Do this: Both boundary lines count: repeat, exactly and alone, the lines from the one containing "Convert this screenshot" to the one containing "</St.BulletList>", with pictures left out.

Stored records:
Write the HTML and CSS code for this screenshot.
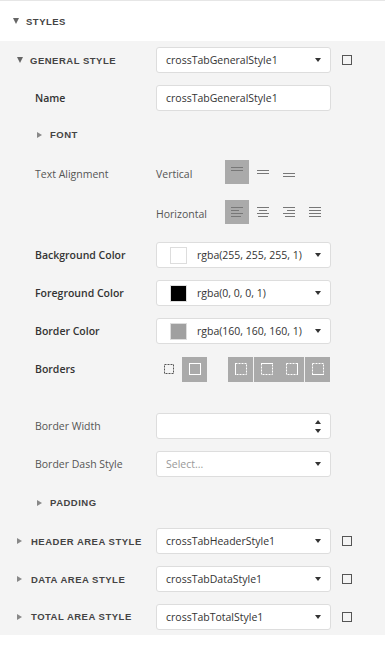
FILE: index.html
```html
<!DOCTYPE html>
<html>

<head>
    <title>Styles</title>
    <link rel="stylesheet" href="styles.css">
</head>

<body>
    <div class="panel">
        <div class="top-head">
            <span class="caret down"></span>
            <span class="head">Styles</span>
        </div>

        <div class="group">
            <div class="row section">
                <div class="label"><span class="caret down"></span><span class="head">General Style</span></div>
                <div class="box select">crossTabGeneralStyle1<span class="arrow"></span></div>
                <span class="check"></span>
            </div>

            <div class="row prop">
                <div class="label bold">Name</div>
                <div class="box">crossTabGeneralStyle1</div>
            </div>

            <div class="row sub">
                <span class="caret right"></span><span class="head">Font</span>
            </div>

            <div class="row prop align">
                <div class="label">Text Alignment</div>
                <div class="kind">Vertical</div>
                <div class="btns">
                    <div class="btn on"><svg width="12" height="12"><path d="M0 1.5h12M0 4.5h12" stroke="#777" stroke-width="1"/></svg></div>
                    <div class="btn"><svg width="12" height="12"><path d="M0 4.5h12M0 7.5h12" stroke="#777" stroke-width="1"/></svg></div>
                    <div class="btn"><svg width="12" height="12"><path d="M0 7.5h12M0 10.5h12" stroke="#777" stroke-width="1"/></svg></div>
                </div>
            </div>
            <div class="row prop align">
                <div class="label"></div>
                <div class="kind">Horizontal</div>
                <div class="btns">
                    <div class="btn on"><svg width="12" height="12"><path d="M0 1.5h12M0 4.5h8M0 7.5h12M0 10.5h10" stroke="#777" stroke-width="1"/></svg></div>
                    <div class="btn"><svg width="12" height="12"><path d="M0 1.5h12M2 4.5h8M0 7.5h12M1 10.5h10" stroke="#777" stroke-width="1"/></svg></div>
                    <div class="btn"><svg width="12" height="12"><path d="M0 1.5h12M4 4.5h8M0 7.5h12M2 10.5h10" stroke="#777" stroke-width="1"/></svg></div>
                    <div class="btn"><svg width="12" height="12"><path d="M0 1.5h12M0 4.5h12M0 7.5h12M0 10.5h12" stroke="#777" stroke-width="1"/></svg></div>
                </div>
            </div>

            <div class="gap-s"></div>

            <div class="row prop">
                <div class="label bold">Background Color</div>
                <div class="box select color"><span class="swatch" style="background:rgba(255, 255, 255, 1)"></span>rgba(255, 255, 255, 1)<span class="arrow"></span></div>
            </div>
            <div class="row prop">
                <div class="label bold">Foreground Color</div>
                <div class="box select color"><span class="swatch" style="background:rgba(0, 0, 0, 1)"></span>rgba(0, 0, 0, 1)<span class="arrow"></span></div>
            </div>
            <div class="row prop">
                <div class="label bold">Border Color</div>
                <div class="box select color"><span class="swatch" style="background:rgba(160, 160, 160, 1)"></span>rgba(160, 160, 160, 1)<span class="arrow"></span></div>
            </div>

            <div class="row prop">
                <div class="label bold">Borders</div>
                <div class="borders">
                    <div class="bbtn"><svg width="10" height="10"><rect x="0.5" y="0.5" width="9" height="9" fill="none" stroke="#555" stroke-dasharray="2 1"/></svg></div>
                    <div class="bbtn on"><svg width="12" height="12"><rect x="0.5" y="0.5" width="11" height="11" fill="none" stroke="#fff"/></svg></div>
                </div>
                <div class="bgroup">
                    <div class="bbtn on"><svg width="12" height="12"><rect x="0.5" y="0.5" width="11" height="11" fill="none" stroke="#fff" stroke-dasharray="2 1"/><path d="M0.5 0v12" stroke="#fff"/></svg></div>
                    <div class="bbtn on sep"><svg width="12" height="12"><rect x="0.5" y="0.5" width="11" height="11" fill="none" stroke="#fff" stroke-dasharray="2 1"/><path d="M0 0.5h12" stroke="#fff"/></svg></div>
                    <div class="bbtn on"><svg width="12" height="12"><rect x="0.5" y="0.5" width="11" height="11" fill="none" stroke="#fff" stroke-dasharray="2 1"/><path d="M11.5 0v12" stroke="#fff"/></svg></div>
                    <div class="bbtn on sep"><svg width="12" height="12"><rect x="0.5" y="0.5" width="11" height="11" fill="none" stroke="#fff" stroke-dasharray="2 1"/><path d="M0 11.5h12" stroke="#fff"/></svg></div>
                </div>
            </div>

            <div class="gap-l"></div>

            <div class="row prop">
                <div class="label">Border Width</div>
                <div class="box spin"><span class="up"></span><span class="dn"></span></div>
            </div>
            <div class="row prop">
                <div class="label">Border Dash Style</div>
                <div class="box select holder">Select...<span class="arrow"></span></div>
            </div>

            <div class="row sub pad">
                <span class="caret right"></span><span class="head">Padding</span>
            </div>

            <div class="row section">
                <div class="label"><span class="caret right"></span><span class="head">Header Area Style</span></div>
                <div class="box select">crossTabHeaderStyle1<span class="arrow"></span></div>
                <span class="check"></span>
            </div>
            <div class="row section">
                <div class="label"><span class="caret right"></span><span class="head">Data Area Style</span></div>
                <div class="box select">crossTabDataStyle1<span class="arrow"></span></div>
                <span class="check"></span>
            </div>
            <div class="row section last">
                <div class="label"><span class="caret right"></span><span class="head">Total Area Style</span></div>
                <div class="box select">crossTabTotalStyle1<span class="arrow"></span></div>
                <span class="check"></span>
            </div>
        </div>
    </div>
</body></html>
```

FILE: styles.css
```css
body {
    margin: 0;
    background-color: white;
    font-family: "Open Sans", "Noto Sans", sans-serif;
    font-size: 10.5px;
    color: #333;
}

.panel {
    border-top: 1px solid #e6e6e6;
}

.top-head {
    height: 40px;
    display: flex;
    align-items: center;
    padding-left: 13px;
}

.head {
    font-family: "Liberation Sans", Arial, sans-serif;
    font-weight: 700;
    font-size: 9.5px;
    letter-spacing: .5px;
    text-transform: uppercase;
    color: #444;
}

.caret {
    display: inline-block;
    width: 0;
    height: 0;
}

.caret.down {
    border-left: 3px solid transparent;
    border-right: 3px solid transparent;
    border-top: 6px solid #666;
    margin-right: 7px;
}

.caret.right {
    border-top: 3.5px solid transparent;
    border-bottom: 3.5px solid transparent;
    border-left: 5px solid #888;
    margin-right: 8px;
}

.group {
    background-color: #f4f4f4;
}

.row {
    height: 38px;
    display: flex;
    align-items: center;
}

.row .label {
    width: 121px;
    flex: none;
}

.row.section .label {
    width: 139px;
    padding-left: 17px;
    display: flex;
    align-items: center;
}

.row.section .caret.right {
    margin-right: 9px;
}

.row.section.last {
    height: 37px;
}

.row.prop {
    padding-left: 35px;
}

.label.bold {
    font-weight: 600;
}

.row.sub {
    height: 35px;
    padding-left: 37px;
}

.row.sub.pad {
    height: 39px;
}

.row.align {
    height: 40px;
}

.row.align .label,
.kind {
    padding-top: 3px;
}

.kind {
    width: 69px;
    color: #555;
}

.row .label:not(.bold) {
    color: #555;
}

.btns {
    display: flex;
    gap: 2px;
}

.btn {
    width: 24px;
    height: 24px;
    display: flex;
    align-items: center;
    justify-content: center;
}

.btn.on {
    background-color: #aaa;
}

.gap-s {
    height: 4px;
}

.gap-l {
    height: 19px;
}

.box {
    box-sizing: border-box;
    width: 175px;
    height: 26px;
    background-color: white;
    border: 1px solid #ddd;
    border-radius: 3px;
    padding-left: 9px;
    display: flex;
    align-items: center;
    position: relative;
    flex: none;
}

.box .arrow {
    position: absolute;
    right: 9px;
    top: 10px;
    border-left: 3.5px solid transparent;
    border-right: 3.5px solid transparent;
    border-top: 4px solid #333;
}

.box.color {
    padding-left: 13px;
}

.swatch {
    box-sizing: border-box;
    width: 17px;
    height: 17px;
    border: 1px solid #ddd;
    margin-right: 10px;
}

.box.holder {
    color: #999;
}

.box.spin .up,
.box.spin .dn {
    position: absolute;
    right: 9px;
    border-left: 3.5px solid transparent;
    border-right: 3.5px solid transparent;
}

.box.spin .up {
    top: 6px;
    border-bottom: 4px solid #333;
}

.box.spin .dn {
    top: 15px;
    border-top: 4px solid #333;
}

.check {
    box-sizing: border-box;
    width: 10px;
    height: 10px;
    border: 1px solid #555;
    margin-left: 11px;
}

.borders {
    display: flex;
    gap: 1px;
    width: 72px;
}

.bbtn {
    width: 25px;
    height: 25px;
    display: flex;
    align-items: center;
    justify-content: center;
}

.bbtn.on {
    background-color: #aaa;
}

.bgroup {
    display: flex;
}

.bgroup .sep {
    border-left: 1px solid #f0f0f0;
}
```
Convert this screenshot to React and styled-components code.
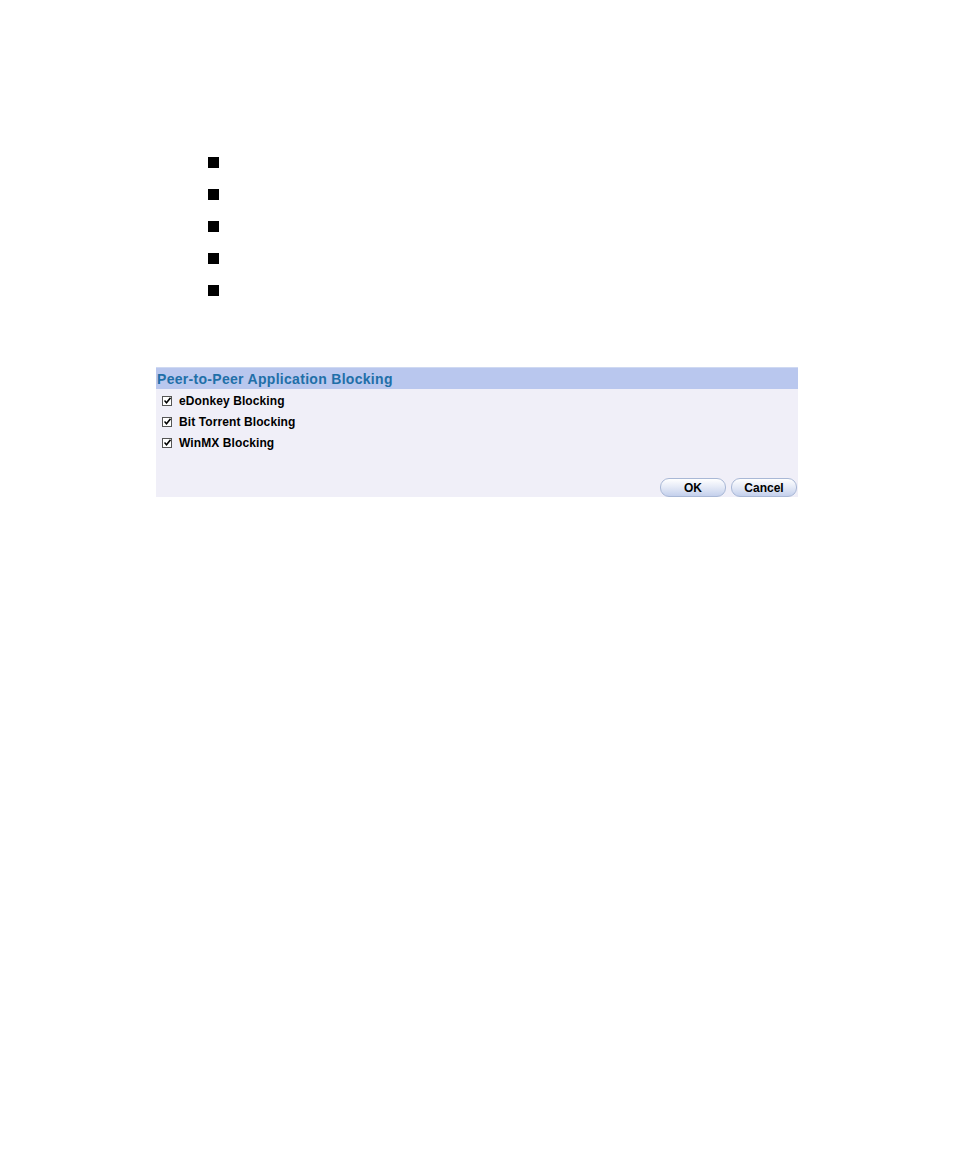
import React, { useState } from "react";
import styled, { createGlobalStyle } from "styled-components";

const GlobalStyle = createGlobalStyle`
    html, body {
        margin: 0;
        padding: 0;
        background: #ffffff;
        font-family: "Liberation Sans", Arial, sans-serif;
    }
`;

const apps = [
    { id: "edonkey", label: "eDonkey Blocking" },
    { id: "bittorrent", label: "Bit Torrent Blocking" },
    { id: "winmx", label: "WinMX Blocking" },
];

const App = () => {
    const [checked, setChecked] = useState({ edonkey: true, bittorrent: true, winmx: true });

    const toggle = (id) => {
        setChecked({ ...checked, [id]: !checked[id] });
    };

    return (
        <>
            <GlobalStyle />
            <St.Page>
                <St.BulletList>
                    {[0, 1, 2, 3, 4].map((i) => (
                        <St.Bullet key={i} />
                    ))}
                </St.BulletList>

                <St.Panel>
                    <St.Header>Peer-to-Peer Application Blocking</St.Header>
                    <St.Body>
                        {apps.map((app) => (
                            <St.Row key={app.id}>
                                <St.Check onClick={() => toggle(app.id)}>
                                    {checked[app.id] && (
                                        <svg width="7" height="7" viewBox="0 0 7 7">
                                            <path d="M0.5 3.5 L2.5 5.8 L6.5 0.8" fill="none" stroke="#000" strokeWidth="1.5" />
                                        </svg>
                                    )}
                                </St.Check>
                                <St.Label>{app.label}</St.Label>
                            </St.Row>
                        ))}
                        <St.Actions>
                            <St.Button>OK</St.Button>
                            <St.Button>Cancel</St.Button>
                        </St.Actions>
                    </St.Body>
                </St.Panel>
            </St.Page>
        </>
    );
};

export default App;

const St = {
    Page: styled.div`
        width: 954px;
        height: 1155px;
        padding-top: 157px;
        box-sizing: border-box;
    `,

    BulletList: styled.div`
        display: flex;
        flex-direction: column;
        gap: 21px;
        padding-left: 208px;
    `,

    Bullet: styled.div`
        width: 11px;
        height: 11px;
        background: #000000;
    `,

    Panel: styled.div`
        margin: 71px 0 0 156px;
        width: 642px;
        background: #f0eff8;
    `,

    Header: styled.div`
        height: 22px;
        line-height: 23px;
        padding-left: 1px;
        background: #b9c7ee;
        border-top: 1px solid #cfd9f2;
        box-sizing: border-box;
        color: #1f6fa8;
        font-size: 14px;
        font-weight: bold;
        letter-spacing: 0.3px;
    `,

    Body: styled.div`
        display: flex;
        flex-direction: column;
        padding-top: 1px;
        height: 108px;
        box-sizing: border-box;
    `,

    Row: styled.div`
        display: flex;
        align-items: center;
        height: 21px;
        padding-left: 6px;
    `,

    Check: styled.div`
        display: flex;
        align-items: center;
        justify-content: center;
        width: 8px;
        height: 8px;
        border: 1px solid #555555;
        background: #ffffff;
        cursor: pointer;
    `,

    Label: styled.span`
        margin-left: 7px;
        font-size: 12px;
        font-weight: bold;
        letter-spacing: 0.1px;
        color: #000000;
    `,

    Actions: styled.div`
        display: flex;
        justify-content: flex-end;
        gap: 5px;
        margin-top: auto;
        padding-right: 1px;
    `,

    Button: styled.button`
        width: 66px;
        height: 19px;
        padding: 0;
        border: 1px solid #a9b8d6;
        border-radius: 9px;
        background: linear-gradient(to bottom, #ffffff 0%, #e6ebf7 45%, #c4d0ec 100%);
        font-family: "Liberation Sans", Arial, sans-serif;
        font-size: 12px;
        font-weight: bold;
        color: #000000;
        cursor: pointer;
    `,
};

Exercise result:
Convert this screenshot to React and styled-components code.
import React, { useState } from "react";
import styled, { createGlobalStyle } from "styled-components";

const GlobalStyle = createGlobalStyle`
    html, body {
        margin: 0;
        padding: 0;
        background: #ffffff;
        font-family: "Liberation Sans", Arial, sans-serif;
    }
`;

const apps = [
    { id: "edonkey", label: "eDonkey Blocking" },
    { id: "bittorrent", label: "Bit Torrent Blocking" },
    { id: "winmx", label: "WinMX Blocking" },
];

const App = () => {
    const [checked, setChecked] = useState({ edonkey: true, bittorrent: true, winmx: true });

    const toggle = (id) => {
        setChecked({ ...checked, [id]: !checked[id] });
    };

    return (
        <>
            <GlobalStyle />
            <St.Page>
                <St.BulletList>
                    {[0, 1, 2, 3, 4].map((i) => (
                        <St.Bullet key={i} />
                    ))}
                </St.BulletList>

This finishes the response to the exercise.